Thursday, October 3, 2013

Hair: a 2013 Reflection @abubility @lbility

This post is for Lossine and Abu for cutting their hair - not because they wanted to (they liked the curls and fro), but because they have a respect for their mother, their nation, and themselves. And I know how hard it is, because I, too, once made the decision to head to the barber.

I stopped cutting my hair in my junior year of college and, I have to admit, it got rather long. I loved it, though, and still have reoccurring dreams where I choose to grow it out again and, in 24-hour dream land, it reappears just like that.
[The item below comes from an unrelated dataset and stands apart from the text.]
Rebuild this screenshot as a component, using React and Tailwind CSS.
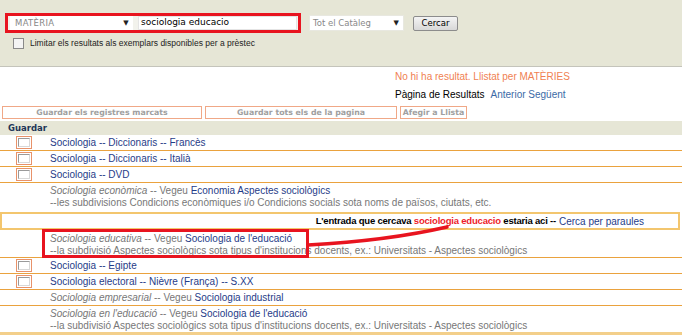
import React from "react";

const link = "text-[#1f3c88]";

const Check = () => (
  <span className="w-[16px] h-[13px] border border-[#e8926a] bg-white flex items-center justify-center">
    <span className="w-[12px] h-[9px] border border-[#9a9a9a] border-r-[#d8d8d8] border-b-[#d8d8d8] bg-white" />
  </span>
);

const Row = ({ check, children, tall, last }) => (
  <div
    className={`flex ${tall ? (last ? "items-start pt-[2px]" : "items-start pt-[3px]") : "items-center h-[16px]"} ${
      last ? "border-b-[3px] border-[#f3cf8a]" : "border-b border-[#eaa23e]"
    }`}
  >
    <div className="w-[50px] shrink-0 flex pl-[16px]">{check && <Check />}</div>
    <div className="leading-[12px]">{children}</div>
  </div>
);

const Ref = ({ from, to, note }) => (
  <>
    <div>
      <span className="italic text-[#777]">{from}</span>
      <span className="text-[#777]"> -- Vegeu </span>
      <span className={link}>{to}</span>
    </div>
    {note && <div className="text-[#777]">{note}</div>}
  </>
);

export default function App() {
  return (
    <div className="w-[682px] h-[335px] overflow-hidden bg-white font-['Liberation_Sans',Arial,sans-serif] text-[10px] relative">
      {/* search area */}
      <div className="h-[67px] bg-[#e6e6d6] border-b border-[#c4c4bb] pt-[13px] pl-[5px]">
        <div className="flex items-center">
          <div className="w-[296px] h-[20px] border-[3px] border-[#e8141f] flex items-stretch bg-[#f2f2ec]">
            <div className="w-[123px] ml-[2px] bg-white flex items-center justify-between pl-[5px] pr-[4px] text-[#888] font-['DejaVu_Sans',sans-serif] text-[8.5px] tracking-[0.3px]">
              <span>MATÈRIA</span>
              <span className="text-[7px] text-[#222]">▼</span>
            </div>
            <div className="flex-1 ml-[5px] mr-[1px] bg-white border border-[#e4e4e4] flex items-center pl-[2px] text-black font-['DejaVu_Sans',sans-serif] text-[9px]">
              sociologia educacio
            </div>
          </div>
          <div className="ml-[8px] w-[95px] h-[16px] bg-white border border-[#e8e8e0] flex items-center justify-between pl-[3px] pr-[4px] text-[#888] font-['DejaVu_Sans',sans-serif] text-[8.5px]">
            <span>Tot el Catàleg</span>
            <span className="text-[7px] text-[#222]">▼</span>
          </div>
          <button className="ml-[9px] w-[45px] h-[15px] rounded-[2px] border border-[#8c8c8c] bg-gradient-to-b from-[#f4f4f4] to-[#d8d8d8] text-black font-['DejaVu_Sans',sans-serif] text-[8.5px] leading-none">
            Cercar
          </button>
        </div>
        <div className="flex items-center mt-[4px] ml-[8px]">
          <span className="w-[11px] h-[11px] border border-[#8a8a8a] bg-[#f4f4f4]" />
          <span className="ml-[6px] text-[8.5px] text-[#222]">
            Limitar els resultats als exemplars disponibles per a prèstec
          </span>
        </div>
      </div>

      {/* results header */}
      <div className="h-[54px] bg-white flex flex-col leading-[12px]">
        <div className="ml-[395px] mt-[4px] text-[#f07f52]">No hi ha resultat. Llistat per MATÈRIES</div>
        <div className="ml-[395px] mt-[6px]">
          <span className="text-black">Pàgina de Resultats</span>
          <span className="ml-[6px] text-[#3b6aa6]">Anterior Següent</span>
        </div>
        <div className="mt-[5px] flex gap-[3px] pl-[2px] font-['DejaVu_Sans',sans-serif] font-bold text-[7.8px] text-[#a0a0a0]">
          <div className="w-[200px] h-[13px] border border-[#f0a887] flex items-center justify-center">
            Guardar els registres marcats
          </div>
          <div className="w-[192px] h-[13px] border border-[#f0a887] flex items-center justify-center">
            Guardar tots els de la pagina
          </div>
          <div className="w-[67px] h-[13px] border border-[#f0a887] flex items-center justify-center">
            Afegir a Llista
          </div>
        </div>
      </div>

      <div className="h-[14px] bg-[#e6e6d6] flex items-end pl-[8px] pb-[1px] font-['DejaVu_Sans',sans-serif] font-bold text-[8.5px] leading-[11px] text-[#1d3557]">
        Guardar
      </div>

      {/* list */}
      <div className="relative">
        <Row check><span className={link}>Sociologia -- Diccionaris -- Francès</span></Row>
        <Row check><span className={link}>Sociologia -- Diccionaris -- Italià</span></Row>
        <Row check><span className={link}>Sociologia -- DVD</span></Row>
        <div className="flex pt-[2px] pb-[3px] leading-[12px]">
          <div className="w-[50px] shrink-0" />
          <div>
            <Ref
              from="Sociologia econòmica"
              to="Economia Aspectes sociològics"
              note="--les subdivisions Condicions econòmiques i/o Condicions socials sota noms de països, ciutats, etc."
            />
          </div>
        </div>
        <div className="h-[18px] border-2 border-[#f3c66e] mr-[2px] flex items-center justify-end pr-[34px] text-black">
          <span className="font-bold text-[9.5px] tracking-[-0.2px]">
            L'entrada que cercava <span className="text-[#ee1c2a]">sociologia educacio</span> estaria aci --
          </span>
          <span className={`ml-[3px] ${link}`}>Cerca per paraules</span>
        </div>
        <Row tall>
          <Ref
            from="Sociologia educativa"
            to="Sociologia de l'educació"
            note="--la subdivisió Aspectes sociològics sota tipus d'institucions docents, ex.: Universitats - Aspectes sociològics"
          />
        </Row>
        <Row check><span className={link}>Sociologia -- Egipte</span></Row>
        <Row check><span className={link}>Sociologia electoral -- Nièvre (França) -- S.XX</span></Row>
        <Row><Ref from="Sociologia empresarial" to="Sociologia industrial" /></Row>
        <Row tall last>
          <Ref
            from="Sociologia en l'educació"
            to="Sociologia de l'educació"
            note="--la subdivisió Aspectes sociològics sota tipus d'institucions docents, ex.: Universitats - Aspectes sociològics"
          />
        </Row>

        {/* annotation */}
        <div className="absolute left-[42px] top-[94px] w-[267px] h-[29px] border-[3px] border-[#e8141f]" />
        <svg className="absolute left-[305px] top-[86px]" width="150" height="30" viewBox="0 0 150 30">
          <path d="M3 24 C40 22 90 18 142 6" stroke="#e8141f" strokeWidth="3.5" fill="none" strokeLinecap="round" />
        </svg>
      </div>
    </div>
  );
}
I loved the days when people made assumptions about my liberal ideologies because my locks were long and when, because I'm an imp, I could play with their thinking with my sometimes conservative values. Everything about that head at the time was political. It was central to my identity and provided many interesting conversations. I long for the time (in college and soon after) when my primary responsibilities were my studies and, because I was young, I could grow  my mop-head with resistance.

Uncle Milford and Me, late 1990s
I admit, too, that I harassed the twins about their hair for the last few months. I knew their mother had staunch opinions of how she wanted her sons to present themselves in the United States, but I also hold onto the rebelliousness of doing a head of hair in the way the individual wants to. I never hollered, "Get a haircut," although I joked with them that their hair growth had become a little while...perhaps, a bit reckless. That is probably why I was surprised they sent me a video yesterday of their trip to the salon. This was followed by pictures of their more presentable, conservative touch-ups.

It was their decision and I admire them for being young men of integrity, no matter what their main portrays.

Still, I feel for them. I know what it's like to have the coiffure that grabs the attention of others and causes them to stop, wonder, assume, and ponder. I miss those days and before I began a tradition of going Buddha-buzzed in the summer, I spent the rest of the year trying to grow my fur back of my early 20s. I also laugh because hair issues get odder as you age: rope-like hairs begin to appear overnight out of your nose, back, and ears, and just yesterday I had to trim my armpit because it looked like I was hiding poodles under each arm. We are human, yes. Yet, this man is morphing into an ape.

In honor of Abu and Lossine, I went online to watch the song "Hair" from the musical Hair. For years, I sang this song in front of my students, while running, and even in the shower. It isn't the same now that I'm an adult and, if I could, I'd have the lengthy mop back atop my noggin' again. But, those days are gone.

Thumbs up, dopplegangers. I know the decision wasn't easy.